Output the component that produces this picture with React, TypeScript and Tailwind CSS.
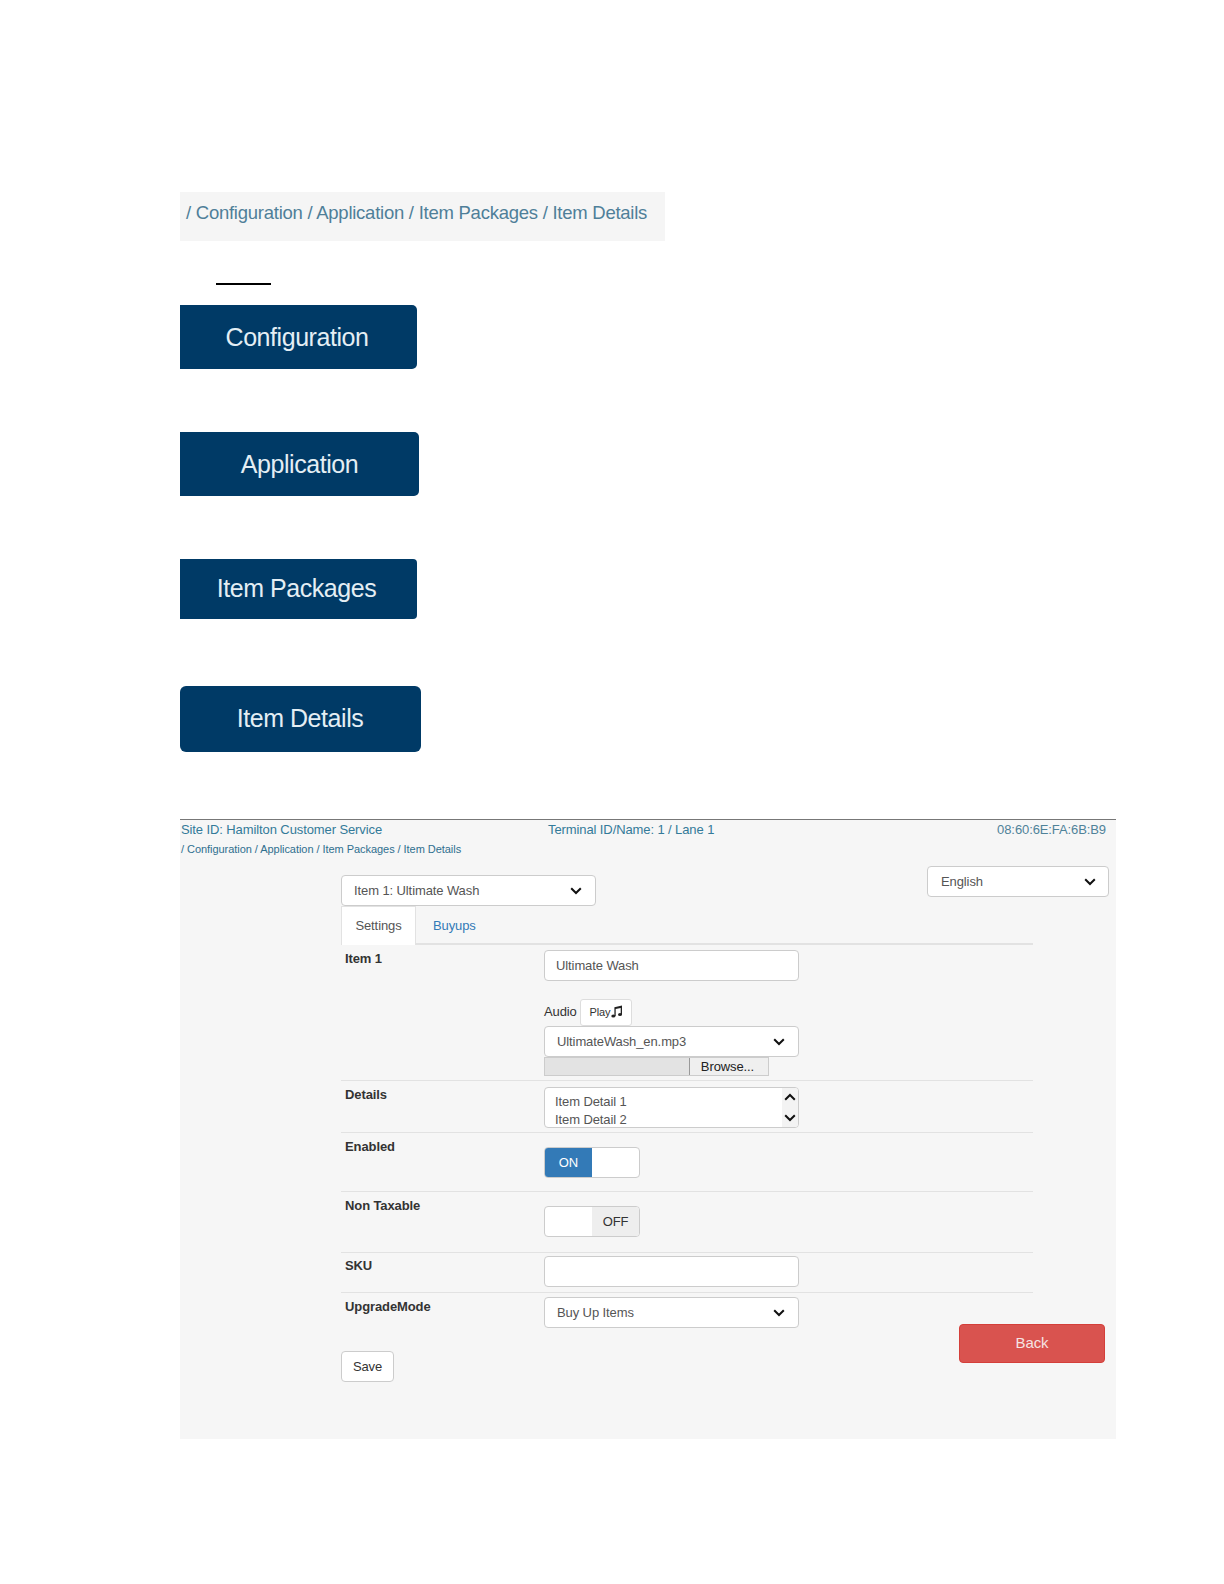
import React from "react";

const Chevron = ({ className = "" }: { className?: string }) => (
  <svg viewBox="0 0 12 8" className={`w-[12px] h-[8px] ${className}`} fill="none" stroke="#111" strokeWidth="2">
    <path d="M1.2 1.2 6 6 10.8 1.2" />
  </svg>
);

const Select = ({ label, className, pad = "pl-[12px] pr-[13px]" }: { label: string; className: string; pad?: string }) => (
  <div className={`flex items-center justify-between bg-white border border-[#ccc] rounded-[4px] text-[13px] text-[#555] ${pad} ${className}`}>
    <span>{label}</span>
    <Chevron />
  </div>
);

const NavButton = ({ label, className }: { label: string; className: string }) => (
  <div className={`flex items-center justify-center bg-[#003a66] text-[#e4eef4] text-[25px] tracking-[-0.45px] ${className}`}>
    {label}
  </div>
);

const Row = ({ label, className, labelClass = "pt-[6px]", children }: { label: string; className: string; labelClass?: string; children: React.ReactNode }) => (
  <div className={`flex border-b border-[#e2e2e2] ${className}`}>
    <div className={`w-[203px] pl-[4px] text-[13px] leading-[16px] font-bold text-[#333] ${labelClass}`}>{label}</div>
    <div className="flex-1">{children}</div>
  </div>
);

const MusicIcon = () => (
  <svg viewBox="0 0 12 13" className="w-[12px] h-[13px] -mt-[3px]" fill="#222">
    <path d="M3.4 2.2 11 .6v9.1h-1.3V3.1L4.7 4.1v7.1H3.4z" />
    <ellipse cx="2.3" cy="11" rx="2" ry="1.5" />
    <ellipse cx="9" cy="9.6" rx="2" ry="1.5" />
  </svg>
);

export default function App() {
  return (
    <div className="w-[1224px] h-[1584px] bg-white pt-[192px] pl-[180px] font-['Liberation_Sans',Arial,sans-serif]">
      <div className="w-[485px] h-[49px] bg-[#f5f5f5] pl-[6px] pt-[8px] text-[18.5px] leading-[26px] tracking-[-0.25px] text-[#4f7f99] whitespace-nowrap">
        / Configuration / Application / Item Packages / Item Details
      </div>
      <div className="ml-[36px] mt-[42px] w-[55px] h-[2px] bg-black" />

      <NavButton label="Configuration" className="mt-[20px] w-[237px] h-[64px] pt-[1px] pr-[3px] rounded-r-[5px]" />
      <NavButton label="Application" className="mt-[63px] w-[239px] h-[64px] pt-[1px] rounded-r-[5px]" />
      <NavButton label="Item Packages" className="mt-[63px] w-[237px] h-[60px] pr-[4px] rounded-r-[4px]" />
      <NavButton label="Item Details" className="mt-[67px] w-[241px] h-[66px] pr-[1px] rounded-[6px]" />

      <div className="mt-[67px] w-[936px] h-[620px] bg-[#f6f6f6] border-t border-[#777] tracking-[-0.1px]">
        <div className="flex justify-between h-[19px] pl-[1px] pr-[10px] pt-[1px] text-[13px] leading-[17px] text-[#337a99]">
          <span className="w-[367px]">Site ID: Hamilton Customer Service</span>
          <span className="flex-1">Terminal ID/Name: 1 / Lane 1</span>
          <span className="text-[#4f8299]">08:60:6E:FA:6B:B9</span>
        </div>
        <div className="h-[27px] pl-[1px] pt-[2px] text-[11px] leading-[16px] tracking-[-0.05px] text-[#2f6f8f]">
          / Configuration / Application / Item Packages / Item Details
        </div>

        <div className="pl-[161px]">
          <div className="flex justify-between items-start w-[768px] h-[40px]">
            <Select label="Item 1: Ultimate Wash" className="mt-[9px] w-[255px] h-[31px]" />
            <Select label="English" className="w-[182px] h-[31px]" pad="pl-[13px] pr-[12px]" />
          </div>

          <div className="w-[692px] h-[39px] flex border-b-2 border-[#e2e2e2] text-[13px]">
            <div className="w-[75px] h-[39px] pb-[1px] flex items-center justify-center bg-white border border-b-0 border-[#e2e2e2] text-[#555]">Settings</div>
            <div className="pl-[17px] pt-[10px] text-[#337ab7]">Buyups</div>
          </div>

          <div className="w-[692px]">
            <Row label="Item 1" className="h-[136px]">
              <div className="w-[255px] pt-[5px]">
                <input readOnly value="Ultimate Wash" className="block w-full h-[31px] px-[11px] bg-white border border-[#ccc] rounded-[4px] text-[13px] text-[#555] tracking-[-0.1px]" />
                <div className="flex items-center mt-[18px] h-[27px] text-[13px] text-[#333]">
                  <span className="w-[36px] pb-[2px]">Audio</span>
                  <div className="flex items-center justify-center w-[52px] h-[27px] bg-white border border-[#ddd] rounded-[3px] text-[11px] text-[#333]">
                    Play<MusicIcon />
                  </div>
                </div>
                <Select label="UltimateWash_en.mp3" className="w-full h-[31px]" />
                <div className="flex w-[225px] h-[19px] bg-[#e3e3e3] border border-[#ccc]">
                  <div className="flex-1" />
                  <div className="flex items-center justify-center w-[79px] pr-[3px] bg-[#efefef] border-l border-[#999] text-[13px] text-[#222]">Browse...</div>
                </div>
              </div>
            </Row>

            <Row label="Details" className="h-[52px]">
              <div className="mt-[6px] flex w-[255px] h-[41px] bg-white border border-[#ccc] rounded-[4px] overflow-hidden">
                <div className="flex-1 pl-[10px] pt-[5px] text-[13px] leading-[18px] text-[#555]">
                  <div>Item Detail 1</div>
                  <div>Item Detail 2</div>
                </div>
                <div className="flex flex-col items-center justify-between w-[16px] py-[5px] bg-[#f3f3f3]">
                  <Chevron className="rotate-180" />
                  <Chevron />
                </div>
              </div>
            </Row>

            <Row label="Enabled" className="h-[59px]">
              <div className="mt-[14px] flex w-[96px] h-[31px] bg-white border border-[#ccc] rounded-[4px] overflow-hidden text-[13px]">
                <div className="flex items-center justify-center w-[47px] bg-[#337ab7] text-white">ON</div>
              </div>
            </Row>

            <Row label="Non Taxable" className="h-[61px]">
              <div className="mt-[14px] flex justify-end w-[96px] h-[31px] bg-white border border-[#ccc] rounded-[4px] overflow-hidden text-[13px]">
                <div className="flex items-center justify-center w-[47px] bg-[#eee] text-[#333]">OFF</div>
              </div>
            </Row>

            <Row label="SKU" className="h-[40px]" labelClass="pt-[5px]">
              <input readOnly value="" className="block mt-[3px] w-[255px] h-[31px] bg-white border border-[#ccc] rounded-[4px]" />
            </Row>

            <div className="flex h-[34px]">
              <div className="w-[203px] pl-[4px] pt-[6px] text-[13px] leading-[16px] font-bold text-[#333]">UpgradeMode</div>
              <Select label="Buy Up Items" className="mt-[4px] w-[255px] h-[31px]" />
            </div>
          </div>

          <div className="flex justify-between items-start -mt-[3px] w-[764px]">
            <div className="mt-[27px] flex items-center justify-center w-[53px] h-[31px] bg-white border border-[#ccc] rounded-[4px] text-[13px] text-[#333]">Save</div>
            <div className="flex items-center justify-center w-[146px] h-[39px] bg-[#d9534f] border border-[#d43f3a] rounded-[4px] text-[15px] text-[#f5e4e3]">Back</div>
          </div>
        </div>
      </div>
    </div>
  );
}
· · · · · · ·
- Exercise requirements -
Retype each line of the listing above word for word. Exclude the pictures.

- Result -
Output the component that produces this picture with React, TypeScript and Tailwind CSS.
import React from "react";

const Chevron = ({ className = "" }: { className?: string }) => (
  <svg viewBox="0 0 12 8" className={`w-[12px] h-[8px] ${className}`} fill="none" stroke="#111" strokeWidth="2">
    <path d="M1.2 1.2 6 6 10.8 1.2" />
  </svg>
);

const Select = ({ label, className, pad = "pl-[12px] pr-[13px]" }: { label: string; className: string; pad?: string }) => (
  <div className={`flex items-center justify-between bg-white border border-[#ccc] rounded-[4px] text-[13px] text-[#555] ${pad} ${className}`}>
    <span>{label}</span>
    <Chevron />
  </div>
);

const NavButton = ({ label, className }: { label: string; className: string }) => (
  <div className={`flex items-center justify-center bg-[#003a66] text-[#e4eef4] text-[25px] tracking-[-0.45px] ${className}`}>
    {label}
  </div>
);

const Row = ({ label, className, labelClass = "pt-[6px]", children }: { label: string; className: string; labelClass?: string; children: React.ReactNode }) => (
  <div className={`flex border-b border-[#e2e2e2] ${className}`}>
    <div className={`w-[203px] pl-[4px] text-[13px] leading-[16px] font-bold text-[#333] ${labelClass}`}>{label}</div>
    <div className="flex-1">{children}</div>
  </div>
);

const MusicIcon = () => (
  <svg viewBox="0 0 12 13" className="w-[12px] h-[13px] -mt-[3px]" fill="#222">
    <path d="M3.4 2.2 11 .6v9.1h-1.3V3.1L4.7 4.1v7.1H3.4z" />
    <ellipse cx="2.3" cy="11" rx="2" ry="1.5" />
    <ellipse cx="9" cy="9.6" rx="2" ry="1.5" />
  </svg>
);

export default function App() {
  return (
    <div className="w-[1224px] h-[1584px] bg-white pt-[192px] pl-[180px] font-['Liberation_Sans',Arial,sans-serif]">
      <div className="w-[485px] h-[49px] bg-[#f5f5f5] pl-[6px] pt-[8px] text-[18.5px] leading-[26px] tracking-[-0.25px] text-[#4f7f99] whitespace-nowrap">
        / Configuration / Application / Item Packages / Item Details
      </div>
      <div className="ml-[36px] mt-[42px] w-[55px] h-[2px] bg-black" />

      <NavButton label="Configuration" className="mt-[20px] w-[237px] h-[64px] pt-[1px] pr-[3px] rounded-r-[5px]" />
      <NavButton label="Application" className="mt-[63px] w-[239px] h-[64px] pt-[1px] rounded-r-[5px]" />
      <NavButton label="Item Packages" className="mt-[63px] w-[237px] h-[60px] pr-[4px] rounded-r-[4px]" />
      <NavButton label="Item Details" className="mt-[67px] w-[241px] h-[66px] pr-[1px] rounded-[6px]" />

      <div className="mt-[67px] w-[936px] h-[620px] bg-[#f6f6f6] border-t border-[#777] tracking-[-0.1px]">
        <div className="flex justify-between h-[19px] pl-[1px] pr-[10px] pt-[1px] text-[13px] leading-[17px] text-[#337a99]">
          <span className="w-[367px]">Site ID: Hamilton Customer Service</span>
          <span className="flex-1">Terminal ID/Name: 1 / Lane 1</span>
          <span className="text-[#4f8299]">08:60:6E:FA:6B:B9</span>
        </div>
        <div className="h-[27px] pl-[1px] pt-[2px] text-[11px] leading-[16px] tracking-[-0.05px] text-[#2f6f8f]">
          / Configuration / Application / Item Packages / Item Details
        </div>

        <div className="pl-[161px]">
          <div className="flex justify-between items-start w-[768px] h-[40px]">
            <Select label="Item 1: Ultimate Wash" className="mt-[9px] w-[255px] h-[31px]" />
            <Select label="English" className="w-[182px] h-[31px]" pad="pl-[13px] pr-[12px]" />
          </div>

          <div className="w-[692px] h-[39px] flex border-b-2 border-[#e2e2e2] text-[13px]">
            <div className="w-[75px] h-[39px] pb-[1px] flex items-center justify-center bg-white border border-b-0 border-[#e2e2e2] text-[#555]">Settings</div>
            <div className="pl-[17px] pt-[10px] text-[#337ab7]">Buyups</div>
          </div>

          <div className="w-[692px]">
            <Row label="Item 1" className="h-[136px]">
              <div className="w-[255px] pt-[5px]">
                <input readOnly value="Ultimate Wash" className="block w-full h-[31px] px-[11px] bg-white border border-[#ccc] rounded-[4px] text-[13px] text-[#555] tracking-[-0.1px]" />
                <div className="flex items-center mt-[18px] h-[27px] text-[13px] text-[#333]">
                  <span className="w-[36px] pb-[2px]">Audio</span>
                  <div className="flex items-center justify-center w-[52px] h-[27px] bg-white border border-[#ddd] rounded-[3px] text-[11px] text-[#333]">
                    Play<MusicIcon />
                  </div>
                </div>
                <Select label="UltimateWash_en.mp3" className="w-full h-[31px]" />
                <div className="flex w-[225px] h-[19px] bg-[#e3e3e3] border border-[#ccc]">
                  <div className="flex-1" />
                  <div className="flex items-center justify-center w-[79px] pr-[3px] bg-[#efefef] border-l border-[#999] text-[13px] text-[#222]">Browse...</div>
                </div>
              </div>
            </Row>

            <Row label="Details" className="h-[52px]">
              <div className="mt-[6px] flex w-[255px] h-[41px] bg-white border border-[#ccc] rounded-[4px] overflow-hidden">
                <div className="flex-1 pl-[10px] pt-[5px] text-[13px] leading-[18px] text-[#555]">
                  <div>Item Detail 1</div>
                  <div>Item Detail 2</div>
                </div>
                <div className="flex flex-col items-center justify-between w-[16px] py-[5px] bg-[#f3f3f3]">
                  <Chevron className="rotate-180" />
                  <Chevron />
                </div>
              </div>
            </Row>

            <Row label="Enabled" className="h-[59px]">
              <div className="mt-[14px] flex w-[96px] h-[31px] bg-white border border-[#ccc] rounded-[4px] overflow-hidden text-[13px]">
                <div className="flex items-center justify-center w-[47px] bg-[#337ab7] text-white">ON</div>
              </div>
            </Row>

            <Row label="Non Taxable" className="h-[61px]">
              <div className="mt-[14px] flex justify-end w-[96px] h-[31px] bg-white border border-[#ccc] rounded-[4px] overflow-hidden text-[13px]">
                <div className="flex items-center justify-center w-[47px] bg-[#eee] text-[#333]">OFF</div>
              </div>
            </Row>

            <Row label="SKU" className="h-[40px]" labelClass="pt-[5px]">
              <input readOnly value="" className="block mt-[3px] w-[255px] h-[31px] bg-white border border-[#ccc] rounded-[4px]" />
            </Row>

            <div className="flex h-[34px]">
              <div className="w-[203px] pl-[4px] pt-[6px] text-[13px] leading-[16px] font-bold text-[#333]">UpgradeMode</div>
              <Select label="Buy Up Items" className="mt-[4px] w-[255px] h-[31px]" />
            </div>
          </div>

          <div className="flex justify-between items-start -mt-[3px] w-[764px]">
            <div className="mt-[27px] flex items-center justify-center w-[53px] h-[31px] bg-white border border-[#ccc] rounded-[4px] text-[13px] text-[#333]">Save</div>
            <div className="flex items-center justify-center w-[146px] h-[39px] bg-[#d9534f] border border-[#d43f3a] rounded-[4px] text-[15px] text-[#f5e4e3]">Back</div>
          </div>
        </div>
      </div>
    </div>
  );
}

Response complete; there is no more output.